There’s an overarching question that informs the bulk of Louie Rodríguez’s research: When it comes to education, how can we make the system work better for students?
An Inland Empire native, Rodríguez now serves as both the associate dean of undergraduate education and an associate professor in UC Riverside’s Graduate School of Education. For more than a decade, he’s focused his studies on how to strengthen urban schooling at the community level as a means of driving student engagement and overall success.
In May, Rodríguez was named the Graduate School of Education’s Bank of America Chair in Educational Leadership, Policy, and Practice, a role geared toward research with implications for improving regional public education from kindergarten through community college. The opportunity, he said, will enable him to expand upon his existing body of research to potentially influence education policy and practice both locally and nationally.
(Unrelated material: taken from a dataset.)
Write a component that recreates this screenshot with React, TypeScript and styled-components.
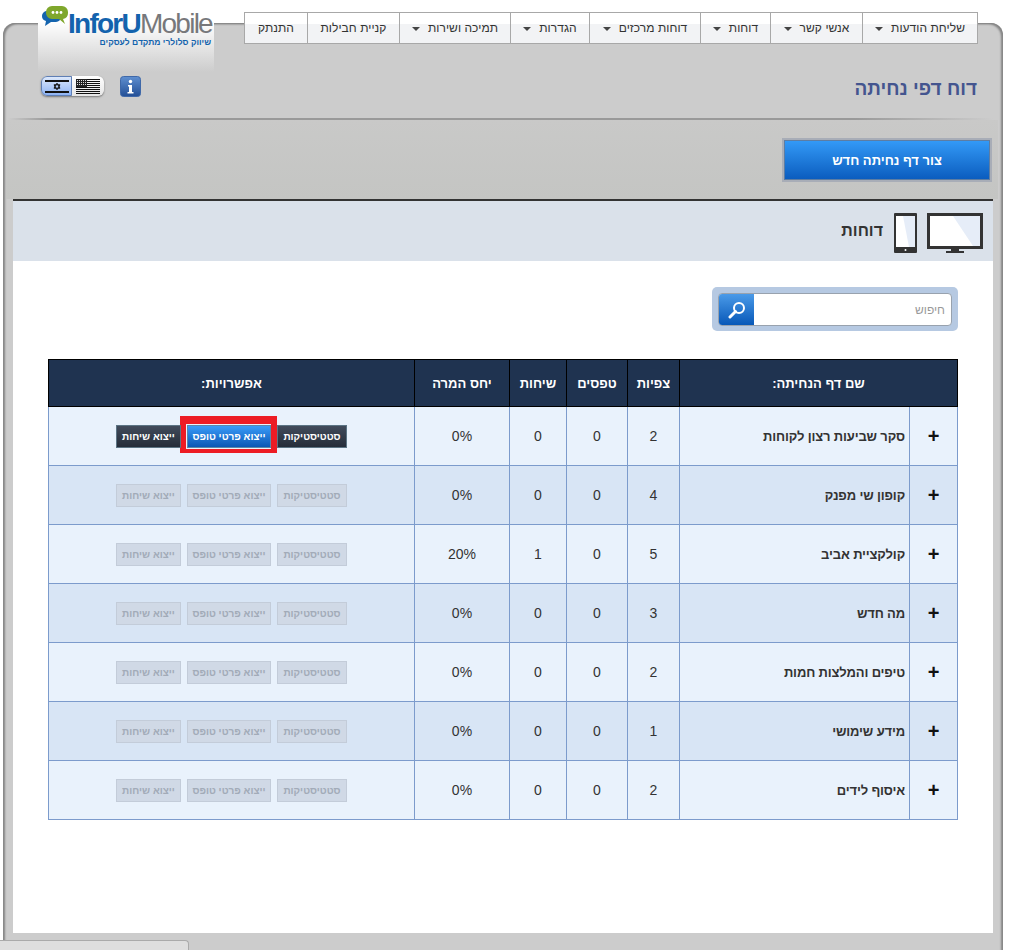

“Louie Rodríguez is a perfect fit for a chair position that focuses on leadership, policy, and practice,” said Graduate School of Education Dean Thomas Smith. “His use of collaborative and participatory research with students, teachers, and leaders in schools exemplifies the kind of research-practice partnerships that demonstrate the value of the Graduate School of Education to the community.”
Speaking of his plans for the role, Rodríguez said he hopes to encourage undergraduate and graduate students alike to engage with surrounding neighborhoods through research projects that explore topics such as community engagement, school culture, and educational equity. This fall, meanwhile, he intends to use part of the Bank of America Foundation’s endowment to launch an on-campus center dedicated to “research, advocacy, and leadership development” with long-term benefits for Inland Empire schools and districts.
“UCR has the potential to become a national model for building partnerships with the regional community,” he explained. “In particular, we have the opportunity to tell a story of strength and spotlight what’s actually working here — the pockets of hope and progress. The center will be a vehicle for doing that.”
Rodríguez, who previously taught at California State University, San Bernardino and Florida International University in Miami prior to arriving at UCR in 2016, is something of an Inland Empire success story himself. He attended both San Bernardino Valley College and Cal State San Bernardino before earning two master’s degrees and a doctorate from the Harvard Graduate School of Education in 2005.
He has built a portfolio of work over the years that highlights the power of engaging youth, schools, and communities in work that strives for equity, voice, and justice in education. As an author, his publications include “Small Schools and Urban Youth” (with Gil Conchas, 2007); “The Time is Now: Understanding and Responding to the Black and Latina/o Dropout Crisis in the U.S.” (2014); “Intentional Excellence: The Pedagogy, Power, and Politics of Excellence in Latina/o Schools and Communities” (2015), and “PAR EntreMundos: A Pedagogy of the Americas” (2018).
“In many ways, it’s a dream for me to be here at UCR,” Rodríguez added. “I see myself in so many of our students, and I can’t ask for anything more than to be able to mentor and support them.”